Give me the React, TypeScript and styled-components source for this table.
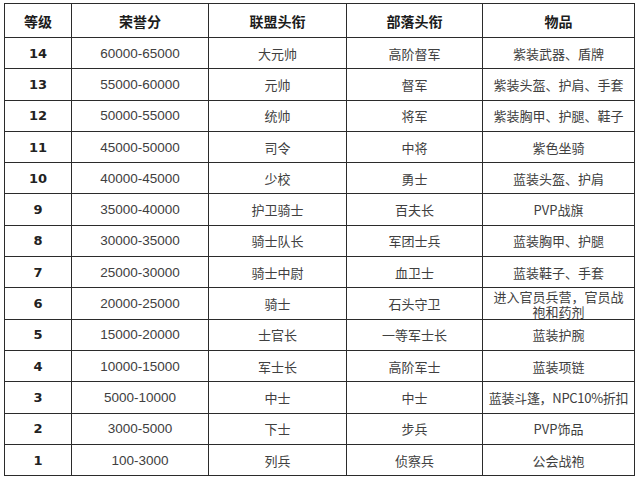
import React from "react";
import styled, { createGlobalStyle } from "styled-components";

const Global = createGlobalStyle`
  html, body { margin: 0; padding: 0; background: #ffffff; }
  body { font-family: "Noto Sans CJK SC", "Liberation Sans", sans-serif; }
`;

const Page = styled.div`
  padding: 3px 0 0 4px;
  width: 640px;
  height: 480px;
  box-sizing: border-box;
  background: #fff;
`;

const Table = styled.table`
  border-collapse: collapse;
  table-layout: fixed;
  width: 630px;
  color: #3a3a3a;
`;

const Th = styled.th`
  height: 33px;
  padding: 0;
  border: 1px solid #2b2b2b;
  font-family: "Noto Sans CJK SC", sans-serif;
  font-weight: 700;
  font-size: 14px;
  color: #1c1c1c;
  text-align: center;
  vertical-align: middle;
`;

const Td = styled.td<{ $kind?: "level" | "score" | "text"; $nowrap?: boolean }>`
  height: 30.3px;
  padding: ${(p) => (p.$nowrap ? "0" : "0 6px")};
  white-space: ${(p) => (p.$nowrap ? "nowrap" : "normal")};
  border: 1px solid #2b2b2b;
  text-align: center;
  vertical-align: middle;
  line-height: 15px;
  font-size: ${(p) => (p.$kind === "score" ? "13.5px" : "13px")};
  font-weight: ${(p) => (p.$kind === "level" ? 700 : 400)};
  font-family: ${(p) =>
    p.$kind === "level"
      ? '"DejaVu Sans", sans-serif'
      : p.$kind === "score"
      ? '"Liberation Sans", sans-serif'
      : '"Noto Sans CJK SC", sans-serif'};
  color: ${(p) => (p.$kind === "level" ? "#222" : "#404040")};
  letter-spacing: ${(p) => (p.$nowrap ? "-0.3px" : "0")};
  overflow: hidden;
`;

const rows: [string, string, string, string, string][] = [
  ["14", "60000-65000", "大元帅", "高阶督军", "紫装武器、盾牌"],
  ["13", "55000-60000", "元帅", "督军", "紫装头盔、护肩、手套"],
  ["12", "50000-55000", "统帅", "将军", "紫装胸甲、护腿、鞋子"],
  ["11", "45000-50000", "司令", "中将", "紫色坐骑"],
  ["10", "40000-45000", "少校", "勇士", "蓝装头盔、护肩"],
  ["9", "35000-40000", "护卫骑士", "百夫长", "PVP战旗"],
  ["8", "30000-35000", "骑士队长", "军团士兵", "蓝装胸甲、护腿"],
  ["7", "25000-30000", "骑士中尉", "血卫士", "蓝装鞋子、手套"],
  ["6", "20000-25000", "骑士", "石头守卫", "进入官员兵营，官员战袍和药剂"],
  ["5", "15000-20000", "士官长", "一等军士长", "蓝装护腕"],
  ["4", "10000-15000", "军士长", "高阶军士", "蓝装项链"],
  ["3", "5000-10000", "中士", "中士", "蓝装斗篷，NPC10%折扣"],
  ["2", "3000-5000", "下士", "步兵", "PVP饰品"],
  ["1", "100-3000", "列兵", "侦察兵", "公会战袍"],
];

export default function App() {
  return (
    <Page>
      <Global />
      <Table>
        <colgroup>
          <col style={{ width: 67 }} />
          <col style={{ width: 137 }} />
          <col style={{ width: 138 }} />
          <col style={{ width: 136 }} />
          <col style={{ width: 152 }} />
        </colgroup>
        <thead>
          <tr>
            <Th>等级</Th>
            <Th>荣誉分</Th>
            <Th>联盟头衔</Th>
            <Th>部落头衔</Th>
            <Th>物品</Th>
          </tr>
        </thead>
        <tbody>
          {rows.map((r) => (
            <tr key={r[0]}>
              <Td $kind="level">{r[0]}</Td>
              <Td $kind="score">{r[1]}</Td>
              <Td $kind="text">{r[2]}</Td>
              <Td $kind="text">{r[3]}</Td>
              <Td $kind="text" $nowrap={r[4].includes("NPC")}>
                {r[4]}
              </Td>
            </tr>
          ))}
        </tbody>
      </Table>
    </Page>
  );
}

━━━━

→ **INSTRUCTIONS FOR THE TASK**:
Omit pictures; set down the rest of the material word for word.

→ **RESULT BELOW**:
Give me the React, TypeScript and styled-components source for this table.
import React from "react";
import styled, { createGlobalStyle } from "styled-components";

const Global = createGlobalStyle`
  html, body { margin: 0; padding: 0; background: #ffffff; }
  body { font-family: "Noto Sans CJK SC", "Liberation Sans", sans-serif; }
`;

const Page = styled.div`
  padding: 3px 0 0 4px;
  width: 640px;
  height: 480px;
  box-sizing: border-box;
  background: #fff;
`;

const Table = styled.table`
  border-collapse: collapse;
  table-layout: fixed;
  width: 630px;
  color: #3a3a3a;
`;

const Th = styled.th`
  height: 33px;
  padding: 0;
  border: 1px solid #2b2b2b;
  font-family: "Noto Sans CJK SC", sans-serif;
  font-weight: 700;
  font-size: 14px;
  color: #1c1c1c;
  text-align: center;
  vertical-align: middle;
`;

const Td = styled.td<{ $kind?: "level" | "score" | "text"; $nowrap?: boolean }>`
  height: 30.3px;
  padding: ${(p) => (p.$nowrap ? "0" : "0 6px")};
  white-space: ${(p) => (p.$nowrap ? "nowrap" : "normal")};
  border: 1px solid #2b2b2b;
  text-align: center;
  vertical-align: middle;
  line-height: 15px;
  font-size: ${(p) => (p.$kind === "score" ? "13.5px" : "13px")};
  font-weight: ${(p) => (p.$kind === "level" ? 700 : 400)};
  font-family: ${(p) =>
    p.$kind === "level"
      ? '"DejaVu Sans", sans-serif'
      : p.$kind === "score"
      ? '"Liberation Sans", sans-serif'
      : '"Noto Sans CJK SC", sans-serif'};
  color: ${(p) => (p.$kind === "level" ? "#222" : "#404040")};
  letter-spacing: ${(p) => (p.$nowrap ? "-0.3px" : "0")};
  overflow: hidden;
`;

const rows: [string, string, string, string, string][] = [
  ["14", "60000-65000", "大元帅", "高阶督军", "紫装武器、盾牌"],
  ["13", "55000-60000", "元帅", "督军", "紫装头盔、护肩、手套"],
  ["12", "50000-55000", "统帅", "将军", "紫装胸甲、护腿、鞋子"],
  ["11", "45000-50000", "司令", "中将", "紫色坐骑"],
  ["10", "40000-45000", "少校", "勇士", "蓝装头盔、护肩"],
  ["9", "35000-40000", "护卫骑士", "百夫长", "PVP战旗"],
  ["8", "30000-35000", "骑士队长", "军团士兵", "蓝装胸甲、护腿"],
  ["7", "25000-30000", "骑士中尉", "血卫士", "蓝装鞋子、手套"],
  ["6", "20000-25000", "骑士", "石头守卫", "进入官员兵营，官员战袍和药剂"],
  ["5", "15000-20000", "士官长", "一等军士长", "蓝装护腕"],
  ["4", "10000-15000", "军士长", "高阶军士", "蓝装项链"],
  ["3", "5000-10000", "中士", "中士", "蓝装斗篷，NPC10%折扣"],
  ["2", "3000-5000", "下士", "步兵", "PVP饰品"],
  ["1", "100-3000", "列兵", "侦察兵", "公会战袍"],
];

export default function App() {
  return (
    <Page>
      <Global />
      <Table>
        <colgroup>
          <col style={{ width: 67 }} />
          <col style={{ width: 137 }} />
          <col style={{ width: 138 }} />
          <col style={{ width: 136 }} />
          <col style={{ width: 152 }} />
        </colgroup>
        <thead>
          <tr>
            <Th>等级</Th>
            <Th>荣誉分</Th>
            <Th>联盟头衔</Th>
            <Th>部落头衔</Th>
            <Th>物品</Th>
          </tr>
        </thead>
        <tbody>
          {rows.map((r) => (
            <tr key={r[0]}>
              <Td $kind="level">{r[0]}</Td>
              <Td $kind="score">{r[1]}</Td>
              <Td $kind="text">{r[2]}</Td>
              <Td $kind="text">{r[3]}</Td>
              <Td $kind="text" $nowrap={r[4].includes("NPC")}>
                {r[4]}
              </Td>
            </tr>
          ))}
        </tbody>
      </Table>
    </Page>
  );
}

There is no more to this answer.